The worst stock (often at higher prices) is generally at the big-box home centers. The thing about those places, though, is that they are often the most accessible places to most hobbyists. They have longer opening hours, and you can spend all the time in the world when looking through the stack. So it can be worthwhile to just go to one to see what they have because it doesn’t require much planning.
This has been kind of a long-winded reply, sorry!

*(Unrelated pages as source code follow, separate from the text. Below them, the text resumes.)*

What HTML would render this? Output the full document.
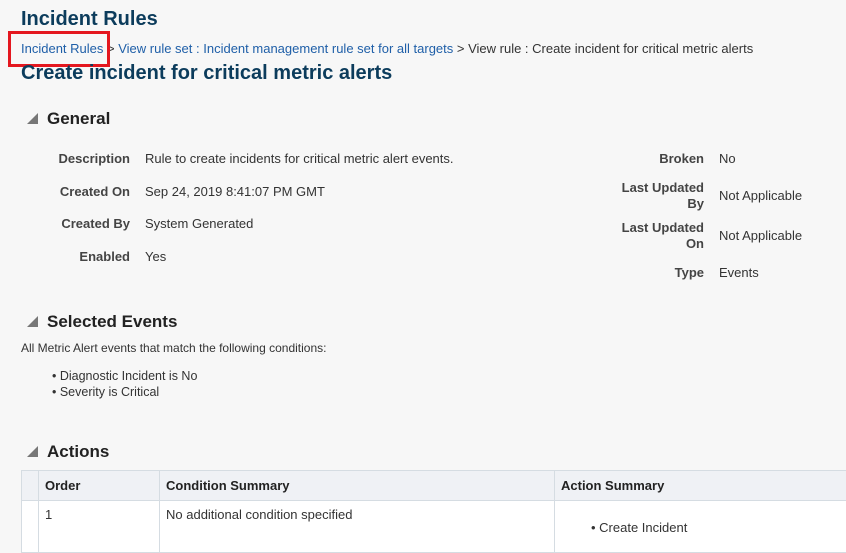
<!DOCTYPE html>
<html><head><style>
body{margin:0;width:846px;height:545px;overflow:hidden;background:#f7f7f7;font-family:"Liberation Sans",Arial,sans-serif;color:#333;font-size:13px;position:relative}
.a{position:absolute;white-space:nowrap}
h1{position:absolute;margin:0;left:21px;top:8px;font-size:20px;color:#0c3c5c;font-weight:bold}
.bc{left:21px;top:41px;font-size:13px;color:#333}
.bc span.l{color:#1f5fa8}
.box{position:absolute;left:8px;top:31px;width:96px;height:30px;border:3px solid #e4171f}
.h2{left:21px;top:62px;font-size:20px;font-weight:bold;color:#0c3c5c}
.sec{font-size:17px;font-weight:bold;color:#222}
.tri{position:absolute;width:0;height:0;border-left:11px solid transparent;border-bottom:11px solid #777}
.lbl{font-weight:bold;color:#444;text-align:right}
table{position:absolute;left:21px;top:470px;border-collapse:collapse;width:830px;font-size:13px;table-layout:fixed}
td,th{border:1px solid #d5dce2;text-align:left;vertical-align:top;padding:0 6px}
th{background:#eff1f5;height:29px;vertical-align:middle;font-weight:bold;color:#222}
td{background:#fff;height:45px;padding-top:6px;color:#333}
</style></head><body>
<h1>Incident Rules</h1>
<div class="a bc"><span class="l">Incident Rules</span> &gt; <span class="l">View rule set : Incident management rule set for all targets</span> &gt; View rule : Create incident for critical metric alerts</div>
<div class="box"></div>
<div class="a h2">Create incident for critical metric alerts</div>

<div class="tri" style="left:27px;top:113px"></div>
<div class="a sec" style="left:47px;top:109px">General</div>
<div class="a lbl" style="right:716px;top:151px">Description</div>
<div class="a" style="left:145px;top:151px">Rule to create incidents for critical metric alert events.</div>
<div class="a lbl" style="right:716px;top:184px">Created On</div>
<div class="a" style="left:145px;top:184px">Sep 24, 2019 8:41:07 PM GMT</div>
<div class="a lbl" style="right:716px;top:216px">Created By</div>
<div class="a" style="left:145px;top:216px">System Generated</div>
<div class="a lbl" style="right:716px;top:249px">Enabled</div>
<div class="a" style="left:145px;top:249px">Yes</div>

<div class="a lbl" style="right:142px;top:151px">Broken</div>
<div class="a" style="left:719px;top:151px">No</div>
<div class="a lbl" style="right:142px;top:180px;line-height:16px">Last Updated<br>By</div>
<div class="a" style="left:719px;top:188px">Not Applicable</div>
<div class="a lbl" style="right:142px;top:220px;line-height:16px">Last Updated<br>On</div>
<div class="a" style="left:719px;top:228px">Not Applicable</div>
<div class="a lbl" style="right:142px;top:265px">Type</div>
<div class="a" style="left:719px;top:265px">Events</div>

<div class="tri" style="left:27px;top:316px"></div>
<div class="a sec" style="left:47px;top:312px">Selected Events</div>
<div class="a" style="left:21px;top:341px;font-size:12px">All Metric Alert events that match the following conditions:</div>
<div class="a" style="left:52px;top:369px;font-size:12.5px">• Diagnostic Incident is No</div>
<div class="a" style="left:52px;top:385px;font-size:12.5px">• Severity is Critical</div>

<div class="tri" style="left:27px;top:446px"></div>
<div class="a sec" style="left:47px;top:442px">Actions</div>
<table>
<colgroup><col style="width:17px"><col style="width:121px"><col style="width:395px"><col></colgroup>
<tr><th style="padding:0"></th><th>Order</th><th>Condition Summary</th><th>Action Summary</th></tr>
<tr><td style="padding:0"></td><td>1</td><td>No additional condition specified</td><td><div style="margin:13px 0 0 30px">• Create Incident</div></td></tr>
</table>
</body></html>
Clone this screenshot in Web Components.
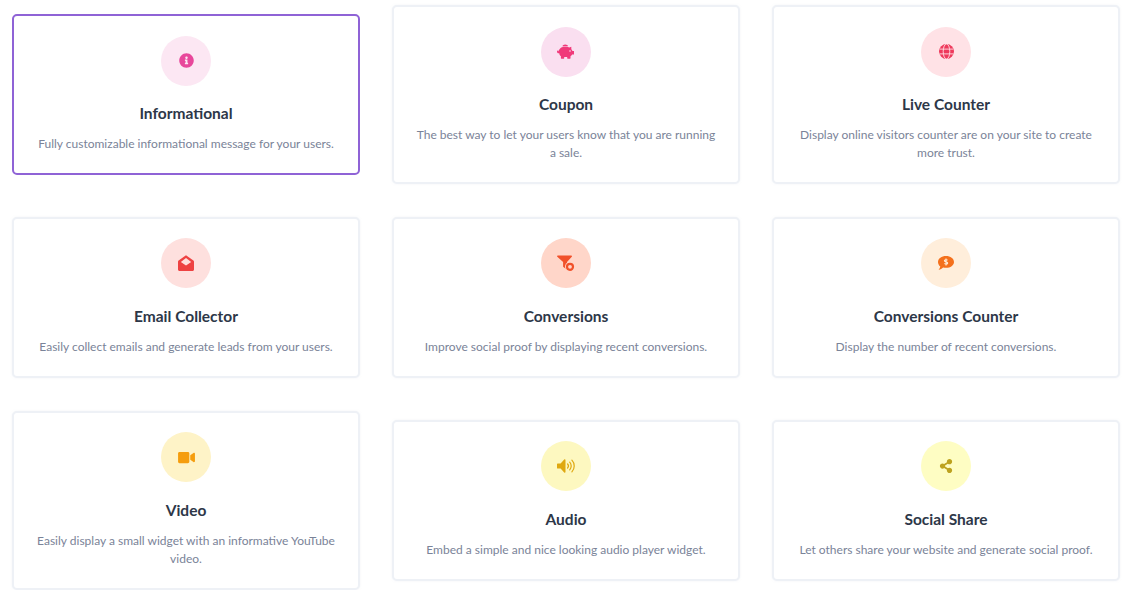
<!DOCTYPE html>
<html lang="en">
<head>
<meta charset="utf-8">
<title>Notifications</title>
<style>
    html, body { margin: 0; background: #fff; }
    body { font-family: "Lato", "Noto Sans", sans-serif; }
</style>
</head>
<body>

<template id="feature-card-template">
    <style>
        :host {
            display: block;
            box-sizing: border-box;
            background: #fff;
            border: 2px solid #eef1f6;
            border-radius: 5px;
            padding: 19.5px 22px 20px;
            text-align: center;
            box-shadow: 0 0 2px rgba(226, 232, 240, 0.5);
        }

        :host([selected]) {
            border-color: #8f63d6;
            box-shadow: none;
        }

        .badge {
            width: 50px;
            height: 50px;
            margin: 0 auto 15.5px;
            border-radius: 50%;
            display: flex;
            align-items: center;
            justify-content: center;
            background: var(--tint);
            color: var(--ink);
        }

        .title {
            font-size: 15.5px;
            font-weight: 700;
            line-height: 24px;
            color: #2d3748;
            margin-bottom: 10px;
        }

        .text {
            font-size: 12px;
            line-height: 18px;
            color: #7a8398;
        }
    </style>
    <div class="badge"><slot name="icon"></slot></div>
    <div class="title"></div>
    <div class="text"></div>
</template>

<template id="feature-grid-template">
    <style>
        :host {
            display: grid;
            grid-template-columns: repeat(3, 348px);
            column-gap: 32px;
            row-gap: 32.75px;
            align-items: center;
            padding: 5px 16px 0 12px;
        }
    </style>
    <slot></slot>
</template>

<feature-grid>
    <feature-card selected name="Informational" text="Fully customizable informational message for your users." tint="#fce7f3" ink="#e8479b">
        <svg slot="icon" width="15" height="15" viewBox="0 0 512 512" fill="currentColor" style="display:block"><path d="M256 8C119.043 8 8 119.083 8 256c0 136.997 111.043 248 248 248s248-111.003 248-248C504 119.083 392.957 8 256 8zm0 110c23.196 0 42 18.804 42 42s-18.804 42-42 42-42-18.804-42-42 18.804-42 42-42zm56 254c0 6.627-5.373 12-12 12h-88c-6.627 0-12-5.373-12-12v-24c0-6.627 5.373-12 12-12h12v-64h-12c-6.627 0-12-5.373-12-12v-24c0-6.627 5.373-12 12-12h64c6.627 0 12 5.373 12 12v100h12c6.627 0 12 5.373 12 12v24z"/></svg>
    </feature-card>
    <feature-card name="Coupon" text="The best way to let your users know that you are running a sale." tint="#fadff0" ink="#f0397a">
        <svg slot="icon" width="18" height="15" viewBox="0 0 18 15" fill="currentColor" style="display:block"><path d="M8.2 0.4c1.5 0 2.6 0.7 2.9 1.8H5.4C5.7 1.100 6.800 0.400 8.200 0.400z"/><path d="M9.500 2.700c1 0 2 0.300 2.800 0.900l2-0.800v2.500c0.500 0.500 0.900 1.100 1.100 1.700H17v3.400h-1.900c-0.400 0.700-0.900 1.300-1.600 1.800v2.100c0 0.300-0.200 0.500-0.500 0.500h-2.300c-0.300 0-0.500-0.200-0.500-0.500V13H7.200v1.300c0 0.300-0.200 0.500-0.500 0.500H4.400c-0.300 0-0.500-0.200-0.500-0.500v-2.200C2.900 11.700 2.300 10.500 2.300 9.200H1.500C0.700 9.200 0 8.500 0 7.700c0-0.700 0.500-1.300 1.200-1.400 0 0.500 0.100 0.900 0.500 1.200 0.200-2.600 2.600-4.800 5.500-4.800z"/><circle cx="13" cy="7" r="0.800" fill="#fadff0"/></svg>
    </feature-card>
    <feature-card name="Live Counter" text="Display online visitors counter are on your site to create more trust." tint="#ffe2e6" ink="#ee3a5c">
        <svg slot="icon" width="15" height="15" viewBox="0 0 15 15" style="display:block"><circle cx="7.500" cy="7.500" r="7.500" fill="currentColor"/><g fill="none" stroke="#ffe2e6" stroke-width="0.900"><ellipse cx="7.500" cy="7.500" rx="3.300" ry="7.500"/><path d="M0.500 5.100h14M0.500 9.900h14"/></g></svg>
    </feature-card>
    <feature-card name="Email Collector" text="Easily collect emails and generate leads from your users." tint="#fee0de" ink="#ee4242">
        <svg slot="icon" width="16" height="16" viewBox="0 0 16 16" fill="currentColor" style="display:block"><path d="M8 0.200 L15.400 5.500c0.400 0.300 0.600 0.700 0.600 1.200v7.800c0 0.800-0.700 1.500-1.500 1.500h-13C0.700 16 0 15.300 0 14.500V6.700c0-0.500 0.200-0.900 0.600-1.200z"/><path d="M8 3 L13.200 7 L8 10.600 L2.800 7z" fill="#fee0de"/></svg>
    </feature-card>
    <feature-card name="Conversions" text="Improve social proof by displaying recent conversions." tint="#ffd6c9" ink="#f1512a">
        <svg slot="icon" width="18" height="17" viewBox="0 0 18 17" style="display:block"><path fill="currentColor" d="M0.800 0.500h13.400c0.700 0 1 0.800 0.600 1.300L10 7v6.500c0 0.500-0.600 0.800-1 0.500L6.400 12c-0.200-0.100-0.300-0.300-0.300-0.500V7L0.300 1.800C-0.200 1.300 0.100 0.500 0.800 0.500z"/><circle cx="13" cy="11.800" r="5" fill="#ffd6c9"/><circle cx="13" cy="11.800" r="3" fill="none" stroke="currentColor" stroke-width="2.200"/></svg>
    </feature-card>
    <feature-card name="Conversions Counter" text="Display the number of recent conversions." tint="#ffeedb" ink="#f4701c">
        <svg slot="icon" width="16" height="14" viewBox="0 0 16 14" style="display:block"><path fill="currentColor" d="M8 0c4.400 0 8 2.600 8 5.900s-3.600 5.900-8 5.900c-1 0-2-.1-2.900-.4C4 12.500 2.400 13.600.6 13.800c.9-1 1.500-2 1.700-3.300C.9 9.400 0 7.800 0 5.900 0 2.600 3.600 0 8 0z"/><path fill="none" stroke="#ffeedb" stroke-width="1.100" d="M9.600 4.300C9.200 3.700 6.400 3.400 6.400 4.700s3.300 1 3.300 2.400-2.900 1.100-3.400.4M8 2.400v7"/></svg>
    </feature-card>
    <feature-card name="Video" text="Easily display a small widget with an informative YouTube video." tint="#fef3c7" ink="#f59d0e">
        <svg slot="icon" width="17" height="15" viewBox="0 0 576 512" fill="currentColor" style="display:block"><path d="M336.2 64H47.8C21.4 64 0 85.4 0 111.800v288.400C0 426.600 21.400 448 47.800 448h288.400c26.400 0 47.800-21.400 47.800-47.800V111.800c0-26.400-21.400-47.800-47.800-47.800zm189.400 37.700L416 177.300v157.400l109.600 75.500c21.200 14.600 50.400-.3 50.400-25.800V127.500c0-25.400-29.100-40.400-50.400-25.800z"/></svg>
    </feature-card>
    <feature-card name="Audio" text="Embed a simple and nice looking audio player widget." tint="#fdf8c0" ink="#dfa810">
        <svg slot="icon" width="19" height="14" viewBox="0 0 19 14" style="display:block"><path fill="currentColor" d="M0 5.100C0 4.700.3 4.400.7 4.400h2.900L7.200.5C7.700 0 8.500.3 8.500 1v12c0 .7-.8 1-1.300.5L3.600 9.600H.7c-.4 0-.7-.3-.7-.7z"/><path fill="none" stroke="currentColor" stroke-width="1.200" stroke-linecap="round" d="M10.600 5c1 1.100 1 2.900 0 4M12.700 3.200c2 2.100 2 5.500 0 7.600M14.900 1.200c3.100 3.300 3.100 8.300 0 11.600"/></svg>
    </feature-card>
    <feature-card name="Social Share" text="Let others share your website and generate social proof." tint="#fefdc3" ink="#bda21f">
        <svg slot="icon" width="14" height="14" viewBox="0 0 448 512" fill="currentColor" style="display:block"><path d="M352 320c-22.608 0-43.387 7.819-59.79 20.895l-102.486-64.054a96.551 96.551 0 0 0 0-41.683l102.486-64.054C308.613 184.181 329.392 192 352 192c53.019 0 96-42.981 96-96S405.019 0 352 0s-96 42.981-96 96c0 7.158.79 14.130 2.276 20.841L155.790 180.895C139.387 167.819 118.608 160 96 160c-53.019 0-96 42.981-96 96s42.981 96 96 96c22.608 0 43.387-7.819 59.790-20.895l102.486 64.054A96.301 96.301 0 0 0 256 416c0 53.019 42.981 96 96 96s96-42.981 96-96-42.981-96-96-96z"/></svg>
    </feature-card>
</feature-grid>

<script>
    class FeatureGrid extends HTMLElement {
        constructor() {
            super();
            const template = document.getElementById('feature-grid-template');
            this.attachShadow({ mode: 'open' });
            this.shadowRoot.appendChild(template.content.cloneNode(true));
        }
    }

    class FeatureCard extends HTMLElement {
        constructor() {
            super();
            const template = document.getElementById('feature-card-template');
            this.attachShadow({ mode: 'open' });
            this.shadowRoot.appendChild(template.content.cloneNode(true));
        }

        connectedCallback() {
            this.shadowRoot.querySelector('.title').textContent = this.getAttribute('name');
            this.shadowRoot.querySelector('.text').textContent = this.getAttribute('text');
            this.style.setProperty('--tint', this.getAttribute('tint'));
            this.style.setProperty('--ink', this.getAttribute('ink'));
        }
    }

    customElements.define('feature-grid', FeatureGrid);
    customElements.define('feature-card', FeatureCard);
</script>
</body>
</html>
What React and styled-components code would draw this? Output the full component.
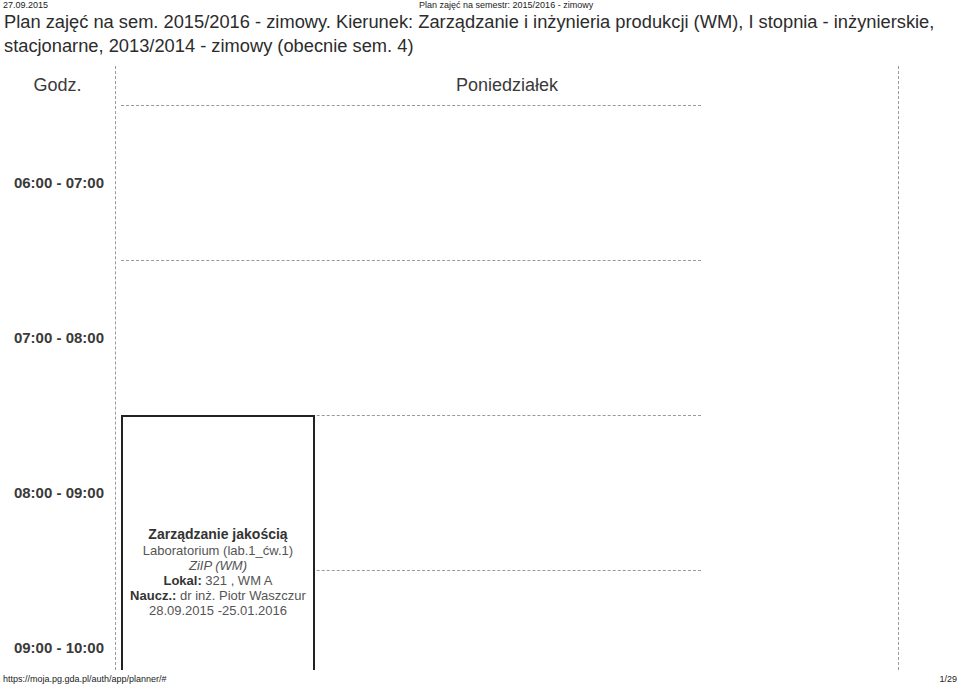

Back in the old days I lived south of Seattle where old-growth Doug for could be had just for the looking. I built my first bench out of 2×6 turned sideways and cut for dogs. I bought some
Bench screws and, voila, had a nice krenovian set up. The thing weighed as much as a Volkswagen and is probably still together somewhere, propping up a skyscraper or something. I later moved to Georgia and made another of the same out of SYP. Given my druthers, I’ll take fir any day. Now I use a countertop from a local Wendy’s that was remodeled. I simply couldn’t turn down as 8’ x 2.5’ x 4” piece of flat maple. But my strongest advice if you want to work wood is to start doing it. Buy some
Chisels and planes and a way to sharpen them and start working. Use any spare flat surface you can and figure out how to how things fast.
Yes, a bench that exists and you’re using is far better than one that you’re dreaming of!